The Value of Losing
Congratulations to the Pittsburgh Steelers who won the Super Bowl and became champions of the world for a record tying 5th time.
It must have been great to hoist the Lombardi Trophy as the hapless Seahawks looked on in defeat. What a bunch of losers falling flat on their face like a baby first learning to walk. Of course, they did finish 2nd best - ahead of the other 30 losing teams that didn't even win their conference. While some may consider the NFC champs to have had a successful season, Tom Seaver once wrote: "there are only two places an athlete can finish - first place and no place". How about Vince Lombardi who said: "Show me a good loser and I'll show you a loser". Even in the world sports, where it really is about winning, or in life, this can't be the way we think. As a looking glass into real life, when 31 NFL teams, representing the best players in the world, are all looking up at the Champion Steelers, we all need to find and understand the value of losing.
While being a loser requires that you lose, the corollary that losing makes you a loser is certainly false. Vince Lombardi is known as one of the greatest and most intense coaches in history. Of course, most of us know Coach Lombardi's famous quote: "Winning isn't everything; it's the only thing". While he always put that kind of emphasis on winning, most of us don't know that he also said: "If you can't accept losing, you can't win." While we all like to win much more than we like to lose, in order to play and be a part of something greater, we have to be willing to take the risk that we might lose. It has to be accepted that losing is a natural a part of participating and of winning.
Why It’s Okay to Lose
While not necessarily intuitive, there are many reasons why we can feel good about losing and I want to focus on two of these: the first and most obvious reason to lose is because it will help us to win; the second reason to lose is that it helps us to win in life.
Losing creates opportunity.
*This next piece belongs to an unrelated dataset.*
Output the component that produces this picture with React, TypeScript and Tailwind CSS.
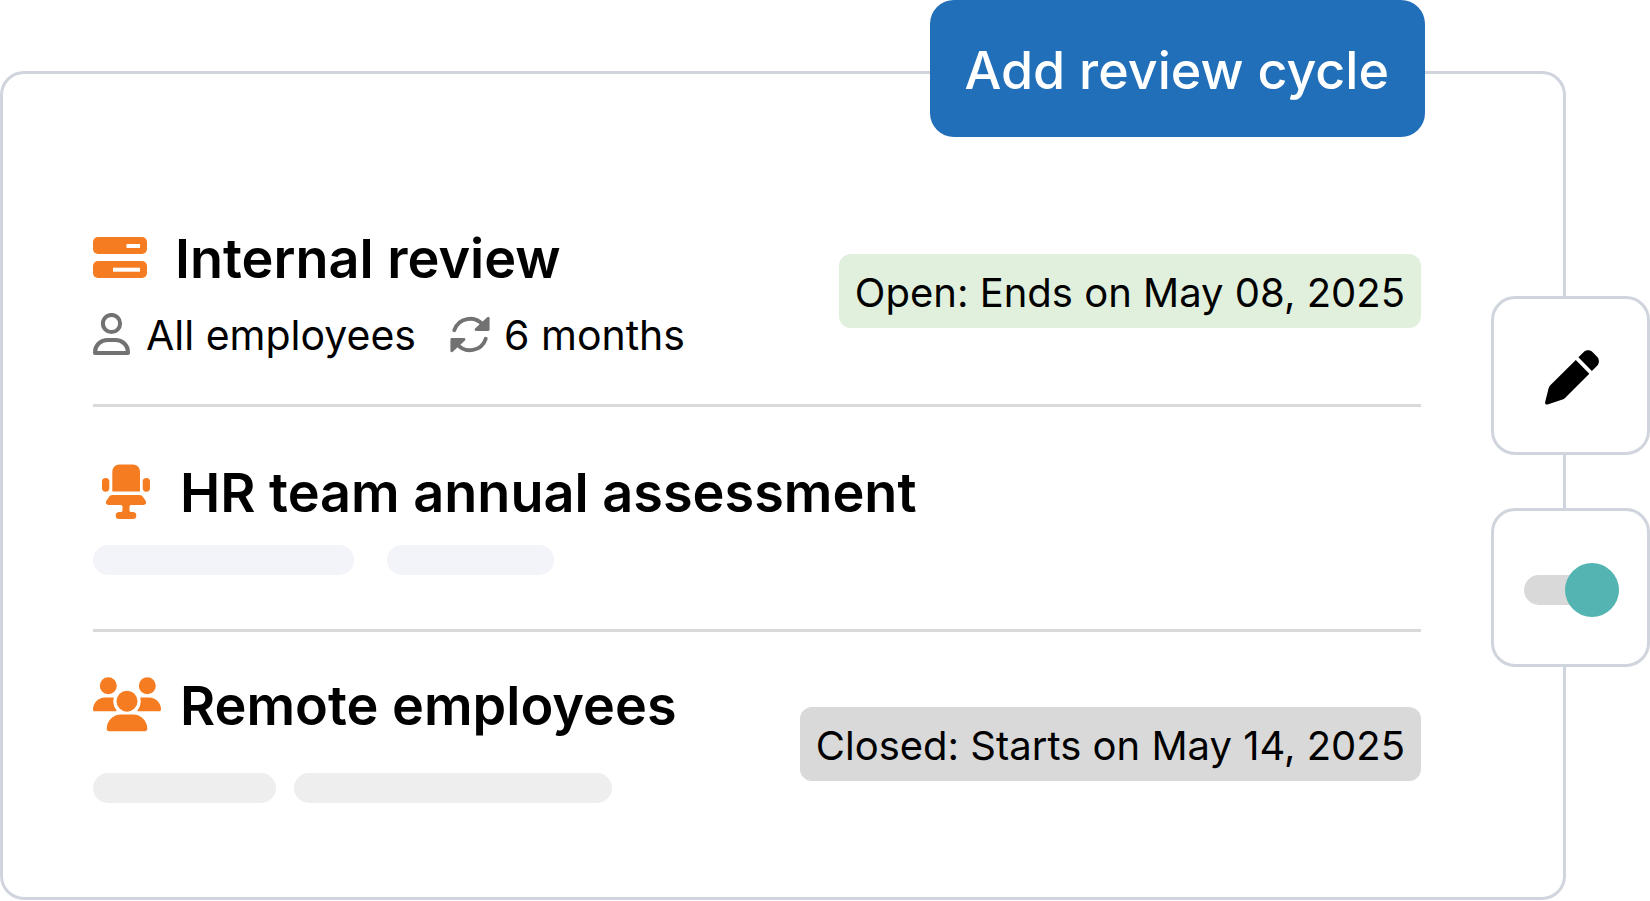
import { useState } from "react";
import type { ReactNode } from "react";

function ServerIcon() {
  return (
    <svg aria-hidden="true" className="shrink-0" width="54" height="41" viewBox="0 0 54 41">
      <rect width="54" height="17" rx="5" fill="#f67c21" />
      <rect y="24" width="54" height="17" rx="5" fill="#f67c21" />
      <rect x="33.5" y="7" width="13.5" height="4" fill="#fff" />
      <rect x="20" y="30.7" width="27" height="4" fill="#fff" />
    </svg>
  );
}

function ChairIcon() {
  return (
    <svg aria-hidden="true" className="shrink-0" width="48" height="55" viewBox="0 0 48 55" fill="#f67c21">
      <path d="M10.3 27.5V8C10.3 3.5 13.3.5 17.5.5h13.3C35 .5 38 3.5 38 8v19.5z" />
      <rect y="14" width="7.3" height="13.7" rx="3.6" />
      <rect x="40.7" y="14" width="7.3" height="13.7" rx="3.6" />
      <path d="M10.5 31h27c1.6 0 2.8.7 3.6 2.1l2.6 4c1.2 2-.2 4-2.5 4H29.5c-1.7 0-2 .8-2 2V46c0 1.4.6 2 2 2h1.300a3.500 3.500 0 0 1 0 7H17.200a3.500 3.500 0 0 1 0-7h1.300c1.400 0 2-.6 2-2v-2.900c0-1.200-.3-2-2-2H6.800c-2.300 0-3.700-2-2.500-4l2.600-4C7.700 31.700 8.900 31 10.500 31z" />
    </svg>
  );
}

function UsersIcon() {
  return (
    <svg aria-hidden="true" className="shrink-0" width="68" height="55" viewBox="0 0 68 55" fill="#f67c21">
      <circle cx="15.300" cy="8.700" r="8.500" />
      <circle cx="54.300" cy="8.700" r="8.500" />
      <path d="M1.800 34.300C.7 34.300 0 33.600 0 32.500 0 25.600 5.400 20.500 12 20.500h7.500c1.500 0 2.800.2 4 .7V34.300z" />
      <path d="M66.200 34.300c1.100 0 1.800-.7 1.800-1.800 0-6.900-5.400-12-12-12h-7.500c-1.500 0-2.800.2-4 .7V34.300z" />
      <circle cx="34" cy="24.200" r="13.700" fill="#fff" />
      <circle cx="34" cy="24.200" r="10.500" />
      <path d="M28 37.500h12c8 0 14.300 6.300 14.300 14.300 0 1.500-.9 2.400-2.300 2.400H16c-1.400 0-2.300-.9-2.300-2.400 0-8 6.300-14.300 14.300-14.300z" />
    </svg>
  );
}

function PersonIcon() {
  return (
    <svg aria-hidden="true" className="mb-0.5 shrink-0" width="37" height="42" viewBox="0 0 37 42" fill="none" stroke="#727272" strokeWidth="4" strokeLinejoin="round">
      <circle cx="18.500" cy="10.500" r="8.600" />
      <path d="M14.500 27h8C29.500 27 35 32.400 35 39.200V40H2v-.8C2 32.400 7.500 27 14.500 27z" />
    </svg>
  );
}

function CycleIcon() {
  return (
    <svg aria-hidden="true" className="mb-0.5 shrink-0" width="40" height="37" viewBox="0 0 40 37" fill="none" stroke="#727272" strokeLinecap="round" strokeLinejoin="round">
      <path d="M4.300 14.200A16.600 16.600 0 0 1 33 9" strokeWidth="3.800" />
      <path d="M38.200 2.200v11.300H26z" fill="#727272" strokeWidth="2.800" />
      <path d="M35.700 22.800A16.600 16.600 0 0 1 7 28" strokeWidth="3.800" />
      <path d="M1.800 34.800V23.500H14z" fill="#727272" strokeWidth="2.800" />
    </svg>
  );
}

function PencilIcon() {
  return (
    <svg aria-hidden="true" width="54" height="55" viewBox="0 0 54 55" fill="#000">
      <path d="M30.800 10 44.300 23.700 20 47.900c-.7.8-1.500 1.400-2.500 1.700L2.500 54.400C1 54.800-.2 53.800.1 52.200L3.600 38.300c.3-1.200.8-2.200 1.700-3.100z" />
      <path d="M33.400 7.300 38.500 2.200c2.700-2.600 6.500-2.600 9.200 0l4.200 4.200c2.700 2.700 2.700 6.900 0 9.600L46.900 21z" />
    </svg>
  );
}

function Heading({ icon, iconClass, children }: { icon: ReactNode; iconClass: string; children: ReactNode }) {
  return (
    <div className="flex h-16 items-center">
      <span className={`mb-1 ${iconClass}`}>{icon}</span>
      <h2 className="whitespace-nowrap text-[54px] leading-[64px] font-semibold">{children}</h2>
    </div>
  );
}

function Badge({ className, children }: { className: string; children: ReactNode }) {
  return (
    <span className={`flex h-[74px] items-center rounded-xl px-4 pt-1 text-[40px] leading-none whitespace-nowrap ${className}`}>
      {children}
    </span>
  );
}

export default function App() {
  const [active, setActive] = useState(true);

  return (
    <main className="relative bg-white pt-[71px] pr-[84px] font-['Inter','Noto_Sans',sans-serif] text-black">
      <section aria-label="Review cycles" className="rounded-3xl border-3 border-[#d0d4dd] pt-[153px] pr-[142px] pb-[94px] pl-[90px]">
        <article className="flex items-start justify-between border-b-3 border-[#d9d9d9] pb-[41px]">
          <div>
            <Heading icon={<ServerIcon />} iconClass="mr-7">Internal review</Heading>
            <div className="mt-4 flex h-14 items-center text-[41px] leading-none whitespace-nowrap">
              <PersonIcon />
              <span className="mr-[34px] ml-4">All employees</span>
              <CycleIcon />
              <span className="ml-3.5">6 months</span>
            </div>
          </div>
          <Badge className="mt-[27px] bg-[#e0f0dd]">Open: Ends on May 08, 2025</Badge>
        </article>

        <article className="border-b-3 border-[#d9d9d9] pt-[54px] pb-[54px]">
          <Heading icon={<ChairIcon />} iconClass="mr-[30px] ml-[9px]">HR team annual assessment</Heading>
          <div className="mt-5 flex gap-[33px]">
            <div className="h-[30px] w-[261px] rounded-full bg-[#f3f4fa]" />
            <div className="h-[30px] w-[167px] rounded-full bg-[#f3f4fa]" />
          </div>
        </article>

        <article className="flex items-start justify-between pt-[42px]">
          <div>
            <Heading icon={<UsersIcon />} iconClass="mr-[19px]">Remote employees</Heading>
            <div className="mt-[35px] flex gap-[18px]">
              <div className="h-[30px] w-[183px] rounded-full bg-[#eeeeee]" />
              <div className="h-[30px] w-[318px] rounded-full bg-[#eeeeee]" />
            </div>
          </div>
          <Badge className="mt-[33px] bg-[#d9d9d9]">Closed: Starts on May 14, 2025</Badge>
        </article>
      </section>

      <button type="button" className="absolute top-0 right-[225px] flex h-[137px] items-center rounded-3xl bg-[#226fb9] pr-9 pl-[34px] pt-1 text-[52px] leading-none font-medium whitespace-nowrap text-white">
        Add review cycle
      </button>

      <div className="absolute top-[296px] right-0 flex flex-col gap-[53px]">
        <button type="button" aria-label="Edit" className="flex size-[159px] items-center justify-center rounded-3xl border-3 border-[#d0d4dd] bg-white pt-1 pl-0.5">
          <PencilIcon />
        </button>
        <label className="flex size-[159px] cursor-pointer items-center justify-center rounded-3xl border-3 border-[#d0d4dd] bg-white pt-1 pl-0.5">
          <input
            type="checkbox"
            role="switch"
            aria-label="Active"
            checked={active}
            onChange={(event) => setActive(event.target.checked)}
            className="peer sr-only"
          />
          <span className="flex h-[30px] w-[95px] items-center rounded-full bg-[#d9d9d9] peer-checked:justify-end">
            <span className="size-[54px] rounded-full bg-[#54b4b1]" />
          </span>
        </label>
      </div>
    </main>
  );
}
Every loss has more lessons about what a team or individual can do to improve than any win. Losing also provides more motivation. Winning tends to cause people to overlook errors in judgment and fundaments that only losing can reveal. It's through the process that individuals and teams can discern areas to work on through practice to improve. Maybe even more important is that losing forces people to recognize that they want to win. The motivation provided by losing is a key to helping teams work harder in practice to improve and to play harder to win. Coach John Wooden's Pyramid of Success (January, 2006) emphasizes that success isn't winning or losing, but the self satisfaction derived from doing your best to be the best of which you are capable. Both winning and losing should inspire an individual to improve and to maximize their potential. By using losses in this way, we can motivate ourselves and others.
We can also use these lessons to improve other aspects of our life because losing is as much a part of every day life as it is a natural experience of playing sports. As parents, we make such an effort to help our kids feel better and to not let them experience failures. Ultimately, by not acknowledging their shortcomings, mistakes and losses, we don't allow them to live up to their potential. Failing is natural and it creates motivation. Without failing, kids may not see the need to work harder to improve. Telling kids that they have a "good eye" when the pitch is over the backstop, or saying "nice try" after a mistake may seem encouraging. However, we should also understand that it can be fine to let them know that a mistake has been made. When an error is made we can acknowledge it and then work to learn from the mistake and ultimately to improve.
By continuing to tell kids that they're always doing great sends a message that they don't need to work as hard. Kids are smart and they realize when they're good or bad. Sometimes they need to be protected but other times we need to also be honest if we want them to succeed in life. The idea that a person just needs to do their best isn't always true - sometimes they need to do even better. I heard of story of an employee who responded to a new work assignment for a project that needed to be done by a deadline with: "I'll do my best". Well, in this case, it just needed to get done and failing to finish it, even if that was their "best effort", was simply unacceptable. Sometimes, a person's best is not enough and you need to "get it done". This is one of the lessons that you can learn by losing because it is part of life.
Bud Wilkerson, the famous Okalahoma Sooners football coach who led his team on a 47 game winning streak, noted that the only way you could meet somebody that never lost meant that you had to find somebody that never played the game. While nobody wants to lose, we can use losing to motivate and improve. We can also extrapolate the lessons of losing to the greater life lessons so that we can all become the best of which we are capable. Losing is part of everything we do and has tremendous value. Mistakes are a natural part of participating so we shouldn't be afraid of acknowledging our errors and using them to improve. Our goal, in youth sports and in life, has to be to see the value of losing and use it to become better athletes, parents and people.